Has China Had Its Day?

Editor-NCMOne of the most discussed topics these days – in the World of Conferences everywhere – is focused on China. All those connected with the Textile & Clothing (T&C)industry, the world over, want to hear from the top most US and European buyers and their agents the answer to the biggest and most difficult question as to whether China has had its day.

China’s exports of T&C in 2012 were of the order of 250 billion US$ contributing 12.4% to the total Chinese exports. During January to June of 2013, China has already recorded an export of 127.23 billion US$ in the T&C sector. According the China Chamber of Commerce for Import and Export of Textile and Apparel (CCCT), China’s textile industry suffered a setback in the EU market for the last two consecutive years, 2011 and 2012 because of the gradual growth of textile and clothing export in Southeast and South Asia. China’s T&C market share in EU market decreased from 42.5% in 2010 to 41% in 2011, further declined to 39.9% in 2012. In Japan also there was a decline from 77.1% in 2010 to 74.9% and 73.2% in 2011 and 2012, respectively. However, export from ASEAN to EU and Japan has registered a gradual increase of 8.3% and 13.7% respectively. Bangladesh has been able to increase its T&C exports to EU and Japan by 9.4% and 1.2%, respectively.China has been clothier to the world and has dominated manufacturing for the last 20 years. But rising labour costs, changes in logistics and altered economic realities are compelling buyers to promote other places that are potentially much more cost-competitive compared to China. The average hourly labour costs in China have risen from US$0.60 in 2002 to US$1.75 in 2013. In urban areas, the labour costs have risen to as high as US$2.85. Sourcing from Bangladesh, Mauritius or Colombia, therefore, has become economically more viable. Not only China but India is also now facing similar issues with the danger of it losing market share to smaller producers, like Haiti, El Salvador and Vietnam. There is a distinct market shift towards emerging markets and domestic proximity. Colombia, alongside other Latin American destinations and several Caribbean locations, has proved to be one of the major beneficiaries of the US buyers’ initiatives to go for rapid-response manufacturing facilities as it leads to several net cost advantages. Emerging markets can be more cost effective but have road blocks in terms of political & economic uncertainties.

Due to the challenges being faced by T&C industry, China now wants to focus on the domestic consumption and brand building. They want to reduce the share of apparel (rom 51 to 48%) and increase industrial textiles’ share from 20 to 25% by 2015. The industry aims to build 5 to 10 T&A brands having global influences and 100 T&A brands with high recognition in the global marketplace so that branded products account for at least 50% of total T&A exports. In order to achieve this they have realised the need for building a “greener” industry. The targets to be achieved by 2015 are: reduce energy consumption by 67.2%, water consumption by 83.2% and emission of pollutant per GDP output by 41%. China aims to give a big boost to recycling so as to be able to use 100% recycled textile fibers by 2015.

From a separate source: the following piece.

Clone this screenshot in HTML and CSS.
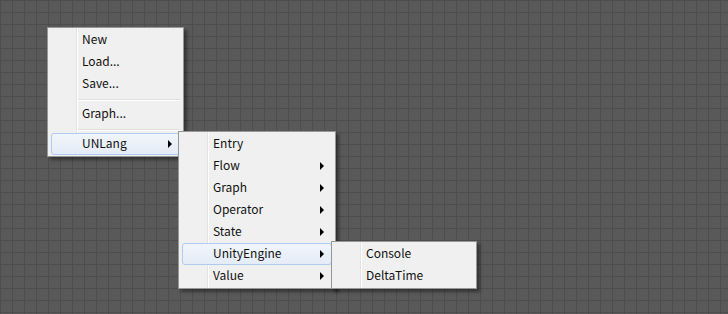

But all this will involve a major transition in the industry. In the process, a significant number of existing players may not even survive because their existence so far has been due to the abuse of cheap labour and the environmental issues besides liberal availability of bank finance. Apparently, it may be safely assumed that China has had its day – the day of comfort. What we are going to witness ahead is the day for China which could be perhaps a tough, rough and not so pleasant.